#52ancestors Week 13 – Nearly Forgotten
With the COVID-19 virus touching just about every facet of our life, I wondered how they managed back in 1917-1918 when another pandemic raged called the Spanish Flu. More importantly, I think of the Pawlak family in Milwaukee at that time, Stephen and Blanche (Bronislawa) Pawlak and their seven children including Charles Pawlak who was the youngest. They had a lot more going on in the family than just trying to avoid the epidemic.
In early 1917, Blanche fell ill and it may have been tuberculosis as she had to leave the family for an extended period of time for treatment. Or perhaps she was in a postpartum depression after the birth of her last child or she had the flu and pneumonia. We really don’t know why she had to seek treatment but do know that it must have put the family in turmoil. Stephen and the oldest son, Stanley had to work to continue supporting the family but who would care for the other six children?
The solution was the Milwaukee County Home for Dependent Children in nearby town of Wauwatosa, WI – an institution nearly forgotten today!

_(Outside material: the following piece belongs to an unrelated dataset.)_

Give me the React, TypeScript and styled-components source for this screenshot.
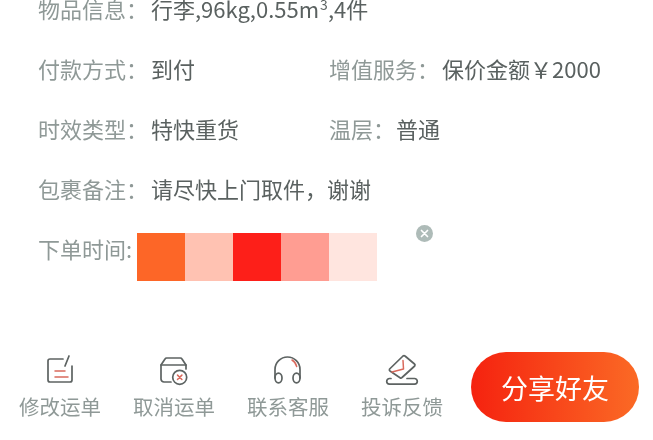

This old postcard show a pretty peaceful and pleasant setting for the Home for Dependent Children. Children of families that couldn’t afford to care for them were housed here after the complex was built in 1898. This institution cared for children of poor families, abandoned children, delinquent children and orphans as well as children of parents incarcerated, insane, neglectful, immoral, ill, deceased among other reasons. The Children’s Home was intended to be a temporary home and children were returned to parents as soon as it was possible. This 160 acres multi-building complex was interconnected by artery-like tunnels to the Administration building which had a laundry, children’s dining room, kitchen and washrooms – all the necessary rooms for a functioning children’s home. The children stayed in one of four “cottages” and attended the school on the property.

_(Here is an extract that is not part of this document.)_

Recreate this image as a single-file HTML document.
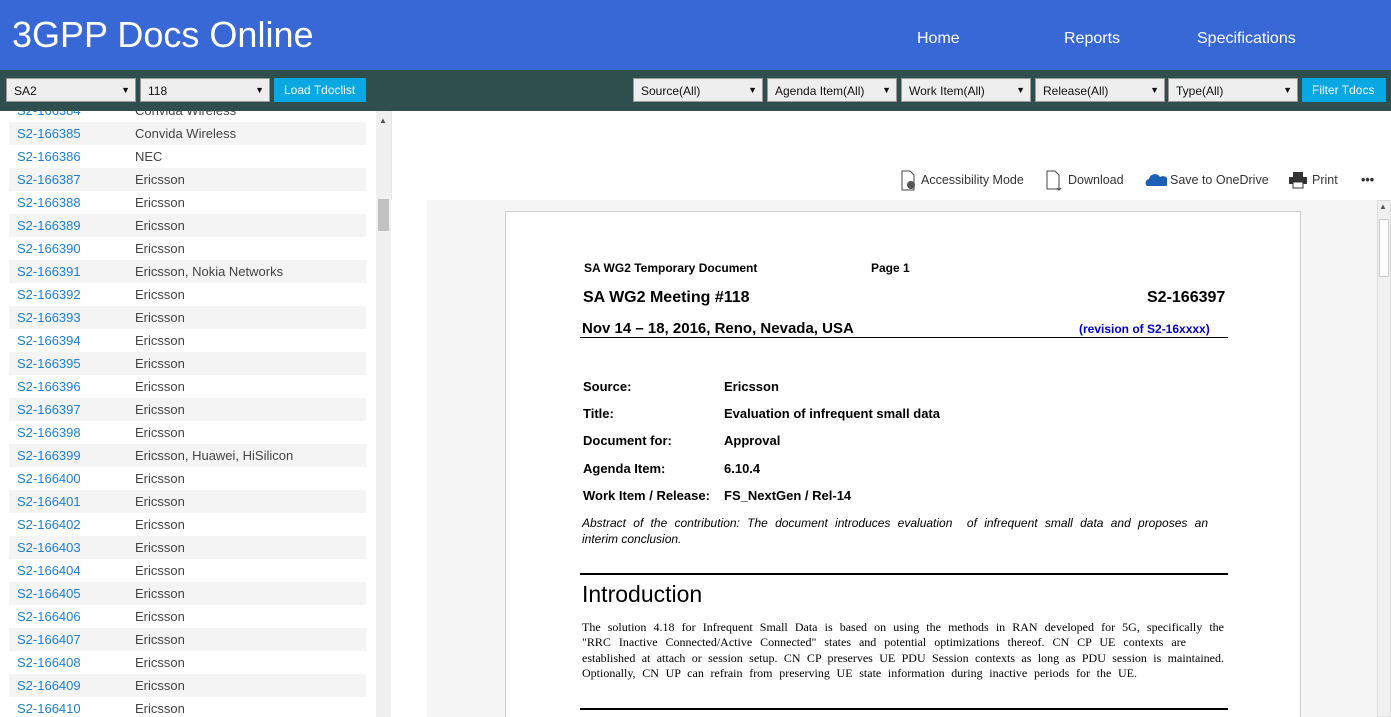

The Children’s Home was an answer to the Pawlak family dilemma when Blanche fell ill. Edward, Joseph, Clara, Sigmund, Sophie and Charles went to the Home on 10 April 1917. Sophie was just two years old and Charles just turned one year old. Clara, who was seven at the time, remembered her dad bringing them to the home. The girls went one way and the boys another when they arrived. She remembered her dad visiting them as they were in the Home for some time. On 4th of July, she recalled getting all dressed up in stars and stripes and being picked to lead the girls in a parade. Clara recalled she learned how to swim while at the home and learned English in the school. (The Pawlak family spoke Polish at home.)


Although Clara enjoyed her time at the home, things did not go well for her younger sister, Sophie, who was two years old. Five months after entering the Home, Sophie becomes gravely ill and died on September 22, 1917, just five months after arriving. Little Sophie was about 2 years and 9 months old. The cause of death was double migrative lobar pneumonia and convulsions due to toxemia. Could her death have been connected to the flu epidemic? Many times the flu victims contracted pneumonia and that was listed as the cause of death rather than the flu. We will never know. Clara remembered little about Sophie’s funeral except the little white coffin. However, Stephen and Blanche must have been devastated to lose their child under these circumstances.

Sophie’s funeral was at St. Adalbert’s Church and she was buried in St. Adalbert’s Cemetery in Milwaukee. Although the family made wooden crosses for her grave throughout the years, a permanent marker was never purchased for some reason until last year. Charles’s son, Daniel, and two cousins decided Sophie must never be forgotten and purchased a marble grave stone. After 102 years, Sophie finally has a marker that will last long after those who remember her are gone!
On this 160 acre complex on Watertown Plank Road in Wauwatosa, WI with the Children’s Home were also other public welfare institutions such as the Milwaukee County Hospital, School of Agriculture, Muirdale and Blue Mound Sanitoriums, and the Asylum for Mentally Diseased. All the buildings associated with the County Children’s Home have been razed and just the Administration Building is left and designated as a Historic Site.
In a way, the Milwaukee County Home for Dependent Children is a nearly forgotten institution. But it still has a place in the Pawlak family history – a sad chapter with the loss of Sophie Pawlak. The Children’s Home has a heavy history as a place surely of sorrow for countless children but perhaps also a place of comfort for others. My final image is that of a group of orphans being tended by a young nurse at the Children’s Home. I find it a touching photo.

Source: https://onmilwaukee.com/history/articles/county-parks-headquarters.html.
Thank you for your work researching this time period in Dad’s family and the tragic loss of Aunt Sophie. Sure wish we could have all come to know her but at least this article gives us an opportunity to remember “of her”.
Look forward to these blogs keep up the great work!